-- begin Extracted information --

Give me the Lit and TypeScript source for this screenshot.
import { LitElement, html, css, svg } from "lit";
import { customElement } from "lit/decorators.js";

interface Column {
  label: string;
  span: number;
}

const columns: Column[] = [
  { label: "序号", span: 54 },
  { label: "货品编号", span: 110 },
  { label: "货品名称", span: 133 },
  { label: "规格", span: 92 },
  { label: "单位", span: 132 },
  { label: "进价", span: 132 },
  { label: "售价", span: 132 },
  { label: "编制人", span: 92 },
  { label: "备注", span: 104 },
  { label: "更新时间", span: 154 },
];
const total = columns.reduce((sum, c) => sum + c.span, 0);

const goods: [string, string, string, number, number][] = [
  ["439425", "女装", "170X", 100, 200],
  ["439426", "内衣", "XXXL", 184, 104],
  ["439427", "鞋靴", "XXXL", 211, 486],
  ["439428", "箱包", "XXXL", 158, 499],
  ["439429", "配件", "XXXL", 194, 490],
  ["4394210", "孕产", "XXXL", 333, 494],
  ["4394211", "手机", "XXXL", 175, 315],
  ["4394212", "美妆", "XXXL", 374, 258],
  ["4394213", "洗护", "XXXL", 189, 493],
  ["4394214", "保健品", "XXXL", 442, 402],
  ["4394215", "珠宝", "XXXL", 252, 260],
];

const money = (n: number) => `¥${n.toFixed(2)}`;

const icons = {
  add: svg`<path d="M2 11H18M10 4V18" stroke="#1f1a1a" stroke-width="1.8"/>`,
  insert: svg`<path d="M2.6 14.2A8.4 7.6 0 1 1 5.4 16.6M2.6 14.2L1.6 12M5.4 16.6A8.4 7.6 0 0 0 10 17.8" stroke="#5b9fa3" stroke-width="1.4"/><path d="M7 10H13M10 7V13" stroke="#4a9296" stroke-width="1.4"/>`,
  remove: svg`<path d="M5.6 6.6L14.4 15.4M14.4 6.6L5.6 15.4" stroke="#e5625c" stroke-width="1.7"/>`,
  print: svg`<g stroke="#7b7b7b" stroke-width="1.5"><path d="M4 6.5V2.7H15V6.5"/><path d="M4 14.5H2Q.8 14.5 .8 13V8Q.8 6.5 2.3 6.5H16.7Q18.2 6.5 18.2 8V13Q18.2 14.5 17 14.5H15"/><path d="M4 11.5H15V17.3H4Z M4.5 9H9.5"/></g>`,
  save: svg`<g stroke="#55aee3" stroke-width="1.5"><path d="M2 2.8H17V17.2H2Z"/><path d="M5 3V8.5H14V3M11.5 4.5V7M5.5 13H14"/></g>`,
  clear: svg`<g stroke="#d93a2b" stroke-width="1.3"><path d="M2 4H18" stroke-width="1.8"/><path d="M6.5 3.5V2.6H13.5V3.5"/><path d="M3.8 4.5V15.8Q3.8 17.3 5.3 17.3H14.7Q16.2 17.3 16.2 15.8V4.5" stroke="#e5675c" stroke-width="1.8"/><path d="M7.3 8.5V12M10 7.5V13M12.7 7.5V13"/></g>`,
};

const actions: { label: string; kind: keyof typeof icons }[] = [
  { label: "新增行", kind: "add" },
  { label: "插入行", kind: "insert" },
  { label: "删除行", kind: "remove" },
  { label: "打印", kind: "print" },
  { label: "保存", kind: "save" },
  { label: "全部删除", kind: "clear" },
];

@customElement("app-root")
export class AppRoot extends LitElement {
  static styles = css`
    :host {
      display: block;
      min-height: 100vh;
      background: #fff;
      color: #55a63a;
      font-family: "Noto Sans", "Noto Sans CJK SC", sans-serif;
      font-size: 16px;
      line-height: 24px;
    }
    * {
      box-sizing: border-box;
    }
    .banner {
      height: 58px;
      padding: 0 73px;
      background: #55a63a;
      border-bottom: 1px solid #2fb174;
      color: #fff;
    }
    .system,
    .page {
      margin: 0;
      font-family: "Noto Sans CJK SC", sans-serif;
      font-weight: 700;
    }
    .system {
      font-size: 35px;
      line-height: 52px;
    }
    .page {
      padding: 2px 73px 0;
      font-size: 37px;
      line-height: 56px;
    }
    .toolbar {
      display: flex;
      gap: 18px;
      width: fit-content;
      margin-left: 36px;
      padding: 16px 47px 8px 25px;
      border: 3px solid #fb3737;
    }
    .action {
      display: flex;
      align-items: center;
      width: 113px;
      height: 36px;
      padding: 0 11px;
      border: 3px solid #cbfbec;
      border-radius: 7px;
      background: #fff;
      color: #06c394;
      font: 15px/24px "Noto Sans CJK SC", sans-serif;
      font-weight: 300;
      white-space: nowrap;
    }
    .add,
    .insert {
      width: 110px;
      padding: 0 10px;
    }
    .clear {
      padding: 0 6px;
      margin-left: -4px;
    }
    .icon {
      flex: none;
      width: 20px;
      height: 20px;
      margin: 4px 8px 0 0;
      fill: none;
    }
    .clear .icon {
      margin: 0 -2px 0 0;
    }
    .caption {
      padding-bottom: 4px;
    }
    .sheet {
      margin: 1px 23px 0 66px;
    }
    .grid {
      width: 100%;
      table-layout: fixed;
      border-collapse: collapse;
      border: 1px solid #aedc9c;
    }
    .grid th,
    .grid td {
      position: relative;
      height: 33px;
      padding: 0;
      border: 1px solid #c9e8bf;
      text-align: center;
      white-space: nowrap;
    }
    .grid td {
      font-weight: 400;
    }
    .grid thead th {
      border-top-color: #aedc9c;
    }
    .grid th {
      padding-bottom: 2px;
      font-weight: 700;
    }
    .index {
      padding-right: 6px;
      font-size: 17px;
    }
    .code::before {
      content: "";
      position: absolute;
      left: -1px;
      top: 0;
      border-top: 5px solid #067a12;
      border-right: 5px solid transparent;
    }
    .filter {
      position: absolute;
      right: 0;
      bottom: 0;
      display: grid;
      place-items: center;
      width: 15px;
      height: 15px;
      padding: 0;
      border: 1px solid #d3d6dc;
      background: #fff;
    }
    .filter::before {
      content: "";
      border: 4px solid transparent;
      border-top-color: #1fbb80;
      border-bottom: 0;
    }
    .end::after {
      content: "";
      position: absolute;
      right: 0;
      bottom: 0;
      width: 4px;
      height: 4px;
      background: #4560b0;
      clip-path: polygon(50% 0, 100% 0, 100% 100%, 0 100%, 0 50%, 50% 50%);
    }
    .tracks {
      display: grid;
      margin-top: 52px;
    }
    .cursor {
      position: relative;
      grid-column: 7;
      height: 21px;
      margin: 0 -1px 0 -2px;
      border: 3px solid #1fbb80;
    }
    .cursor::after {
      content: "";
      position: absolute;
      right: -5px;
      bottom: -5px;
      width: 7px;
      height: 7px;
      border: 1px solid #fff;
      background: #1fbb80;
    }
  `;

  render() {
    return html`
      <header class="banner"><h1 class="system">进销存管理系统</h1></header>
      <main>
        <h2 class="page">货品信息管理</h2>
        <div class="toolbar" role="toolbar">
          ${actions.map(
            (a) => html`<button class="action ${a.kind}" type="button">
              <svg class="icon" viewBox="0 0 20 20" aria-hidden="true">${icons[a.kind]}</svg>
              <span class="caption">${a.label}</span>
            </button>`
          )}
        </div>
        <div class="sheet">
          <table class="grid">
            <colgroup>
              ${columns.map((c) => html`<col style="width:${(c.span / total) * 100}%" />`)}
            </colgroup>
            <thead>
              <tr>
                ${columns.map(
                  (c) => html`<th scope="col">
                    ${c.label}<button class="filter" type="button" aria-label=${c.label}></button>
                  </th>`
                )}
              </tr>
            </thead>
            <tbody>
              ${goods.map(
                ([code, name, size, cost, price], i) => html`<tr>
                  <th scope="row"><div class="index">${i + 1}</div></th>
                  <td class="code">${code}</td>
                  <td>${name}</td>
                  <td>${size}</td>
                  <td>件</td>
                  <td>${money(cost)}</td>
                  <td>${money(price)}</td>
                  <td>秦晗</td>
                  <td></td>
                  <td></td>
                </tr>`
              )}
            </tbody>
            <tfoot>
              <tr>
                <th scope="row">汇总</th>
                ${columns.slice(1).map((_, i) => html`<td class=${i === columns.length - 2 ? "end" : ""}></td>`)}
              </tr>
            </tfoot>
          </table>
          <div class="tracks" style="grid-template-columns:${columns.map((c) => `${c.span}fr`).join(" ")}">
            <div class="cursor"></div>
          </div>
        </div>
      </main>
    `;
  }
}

-- end Extracted information --
-- begin Extracted information --

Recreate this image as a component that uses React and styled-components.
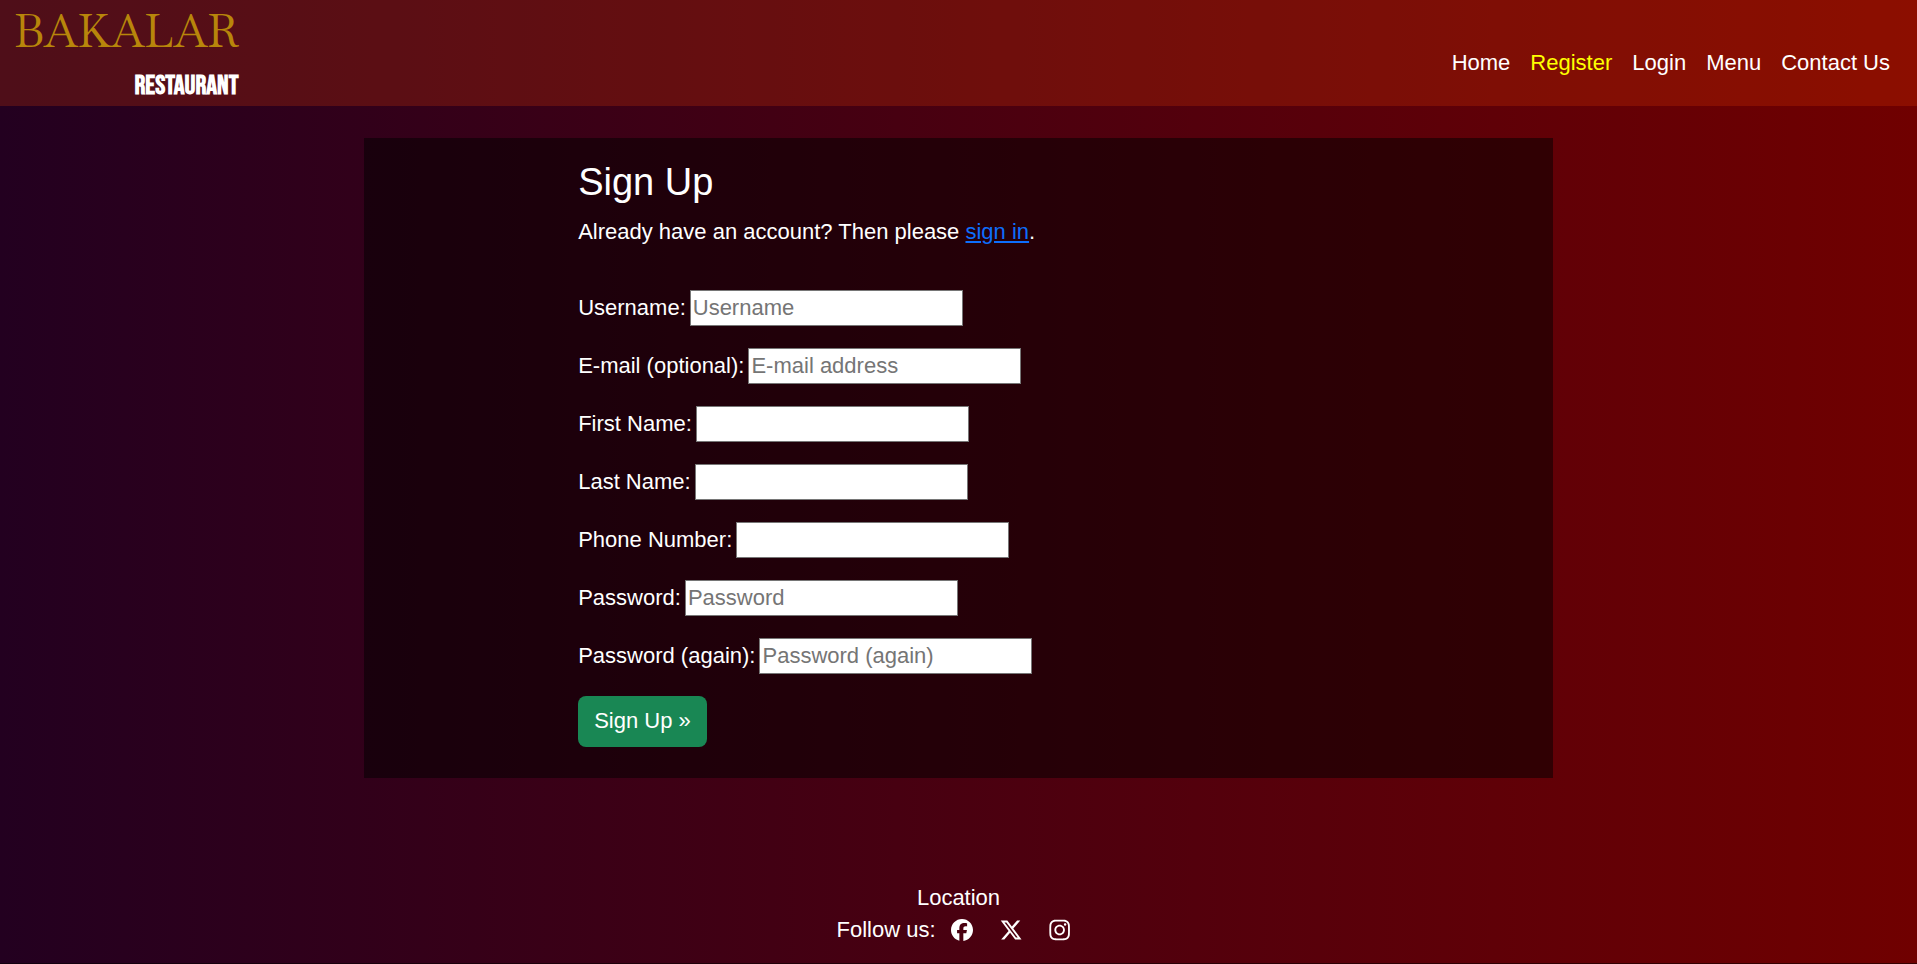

-- end Extracted information --

Written request: Where a line holds "this", copy it out.

The reply:
Give me the Lit and TypeScript source for this screenshot.
Recreate this image as a component that uses React and styled-components.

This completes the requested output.